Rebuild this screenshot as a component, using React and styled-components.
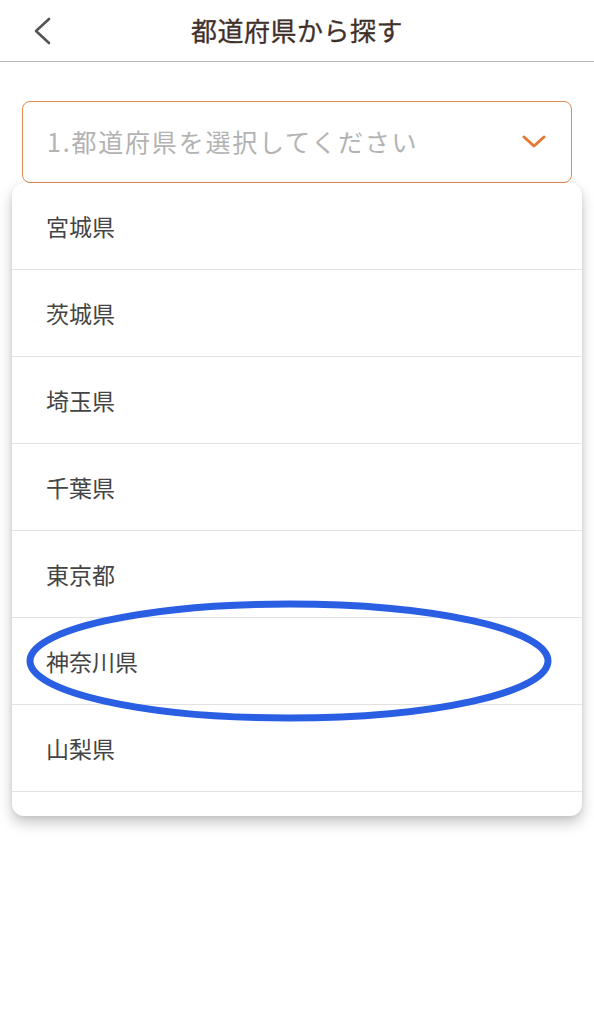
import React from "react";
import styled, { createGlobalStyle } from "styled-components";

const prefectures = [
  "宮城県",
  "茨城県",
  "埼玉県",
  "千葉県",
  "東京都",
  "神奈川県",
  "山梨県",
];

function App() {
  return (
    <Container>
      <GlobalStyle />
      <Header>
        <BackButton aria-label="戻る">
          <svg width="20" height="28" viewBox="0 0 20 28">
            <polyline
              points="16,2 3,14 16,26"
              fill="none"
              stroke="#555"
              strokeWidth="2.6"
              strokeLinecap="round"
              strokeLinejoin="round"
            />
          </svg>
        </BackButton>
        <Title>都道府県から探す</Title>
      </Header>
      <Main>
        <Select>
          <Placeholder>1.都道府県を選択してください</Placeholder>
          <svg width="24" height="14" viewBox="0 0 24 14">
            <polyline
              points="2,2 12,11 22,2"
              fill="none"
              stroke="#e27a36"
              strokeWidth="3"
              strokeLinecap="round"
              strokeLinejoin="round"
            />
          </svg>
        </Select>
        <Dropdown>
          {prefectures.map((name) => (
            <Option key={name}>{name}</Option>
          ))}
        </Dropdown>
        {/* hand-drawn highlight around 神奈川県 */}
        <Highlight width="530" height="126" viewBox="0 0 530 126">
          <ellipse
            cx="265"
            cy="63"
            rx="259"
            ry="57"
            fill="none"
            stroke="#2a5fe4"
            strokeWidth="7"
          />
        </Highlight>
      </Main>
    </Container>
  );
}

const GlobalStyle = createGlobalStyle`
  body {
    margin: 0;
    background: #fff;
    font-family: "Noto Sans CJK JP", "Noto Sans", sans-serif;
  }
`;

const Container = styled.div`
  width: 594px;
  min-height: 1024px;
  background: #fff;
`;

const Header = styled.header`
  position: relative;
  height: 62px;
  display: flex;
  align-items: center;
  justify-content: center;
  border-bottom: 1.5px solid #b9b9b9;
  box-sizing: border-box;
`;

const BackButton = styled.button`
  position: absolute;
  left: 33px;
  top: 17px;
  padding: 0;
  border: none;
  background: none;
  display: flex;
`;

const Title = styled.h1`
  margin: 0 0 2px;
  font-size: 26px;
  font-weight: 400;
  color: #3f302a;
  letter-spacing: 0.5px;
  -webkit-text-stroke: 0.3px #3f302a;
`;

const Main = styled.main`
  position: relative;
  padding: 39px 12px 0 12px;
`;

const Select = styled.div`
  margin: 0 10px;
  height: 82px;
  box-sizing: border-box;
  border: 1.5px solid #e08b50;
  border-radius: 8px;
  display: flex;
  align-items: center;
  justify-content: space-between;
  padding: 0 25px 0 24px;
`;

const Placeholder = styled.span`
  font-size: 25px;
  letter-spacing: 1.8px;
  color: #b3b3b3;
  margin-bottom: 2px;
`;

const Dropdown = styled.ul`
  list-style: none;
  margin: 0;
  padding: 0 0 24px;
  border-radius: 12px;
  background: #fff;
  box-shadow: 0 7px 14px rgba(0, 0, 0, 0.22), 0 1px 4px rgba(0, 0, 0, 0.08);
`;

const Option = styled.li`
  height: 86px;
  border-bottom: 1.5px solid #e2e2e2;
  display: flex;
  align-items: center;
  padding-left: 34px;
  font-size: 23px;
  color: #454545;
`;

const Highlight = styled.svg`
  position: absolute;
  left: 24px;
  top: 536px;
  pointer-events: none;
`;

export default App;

== TASK DESCRIPTION ==
Except for the pictures, print the data above exactly.

== TASK RESPONSE ==
Rebuild this screenshot as a component, using React and styled-components.
import React from "react";
import styled, { createGlobalStyle } from "styled-components";

const prefectures = [
  "宮城県",
  "茨城県",
  "埼玉県",
  "千葉県",
  "東京都",
  "神奈川県",
  "山梨県",
];

function App() {
  return (
    <Container>
      <GlobalStyle />
      <Header>
        <BackButton aria-label="戻る">
          <svg width="20" height="28" viewBox="0 0 20 28">
            <polyline
              points="16,2 3,14 16,26"
              fill="none"
              stroke="#555"
              strokeWidth="2.6"
              strokeLinecap="round"
              strokeLinejoin="round"
            />
          </svg>
        </BackButton>
        <Title>都道府県から探す</Title>
      </Header>
      <Main>
        <Select>
          <Placeholder>1.都道府県を選択してください</Placeholder>
          <svg width="24" height="14" viewBox="0 0 24 14">
            <polyline
              points="2,2 12,11 22,2"
              fill="none"
              stroke="#e27a36"
              strokeWidth="3"
              strokeLinecap="round"
              strokeLinejoin="round"
            />
          </svg>
        </Select>
        <Dropdown>
          {prefectures.map((name) => (
            <Option key={name}>{name}</Option>
          ))}
        </Dropdown>
        {/* hand-drawn highlight around 神奈川県 */}
        <Highlight width="530" height="126" viewBox="0 0 530 126">
          <ellipse
            cx="265"
            cy="63"
            rx="259"
            ry="57"
            fill="none"
            stroke="#2a5fe4"
            strokeWidth="7"
          />
        </Highlight>
      </Main>
    </Container>
  );
}

const GlobalStyle = createGlobalStyle`
  body {
    margin: 0;
    background: #fff;
    font-family: "Noto Sans CJK JP", "Noto Sans", sans-serif;
  }
`;

const Container = styled.div`
  width: 594px;
  min-height: 1024px;
  background: #fff;
`;

const Header = styled.header`
  position: relative;
  height: 62px;
  display: flex;
  align-items: center;
  justify-content: center;
  border-bottom: 1.5px solid #b9b9b9;
  box-sizing: border-box;
`;

const BackButton = styled.button`
  position: absolute;
  left: 33px;
  top: 17px;
  padding: 0;
  border: none;
  background: none;
  display: flex;
`;

const Title = styled.h1`
  margin: 0 0 2px;
  font-size: 26px;
  font-weight: 400;
  color: #3f302a;
  letter-spacing: 0.5px;
  -webkit-text-stroke: 0.3px #3f302a;
`;

const Main = styled.main`
  position: relative;
  padding: 39px 12px 0 12px;
`;

const Select = styled.div`
  margin: 0 10px;
  height: 82px;
  box-sizing: border-box;
  border: 1.5px solid #e08b50;
  border-radius: 8px;
  display: flex;
  align-items: center;
  justify-content: space-between;
  padding: 0 25px 0 24px;
`;

const Placeholder = styled.span`
  font-size: 25px;
  letter-spacing: 1.8px;
  color: #b3b3b3;
  margin-bottom: 2px;
`;

const Dropdown = styled.ul`
  list-style: none;
  margin: 0;
  padding: 0 0 24px;
  border-radius: 12px;
  background: #fff;
  box-shadow: 0 7px 14px rgba(0, 0, 0, 0.22), 0 1px 4px rgba(0, 0, 0, 0.08);
`;

const Option = styled.li`
  height: 86px;
  border-bottom: 1.5px solid #e2e2e2;
  display: flex;
  align-items: center;
  padding-left: 34px;
  font-size: 23px;
  color: #454545;
`;

const Highlight = styled.svg`
  position: absolute;
  left: 24px;
  top: 536px;
  pointer-events: none;
`;

export default App;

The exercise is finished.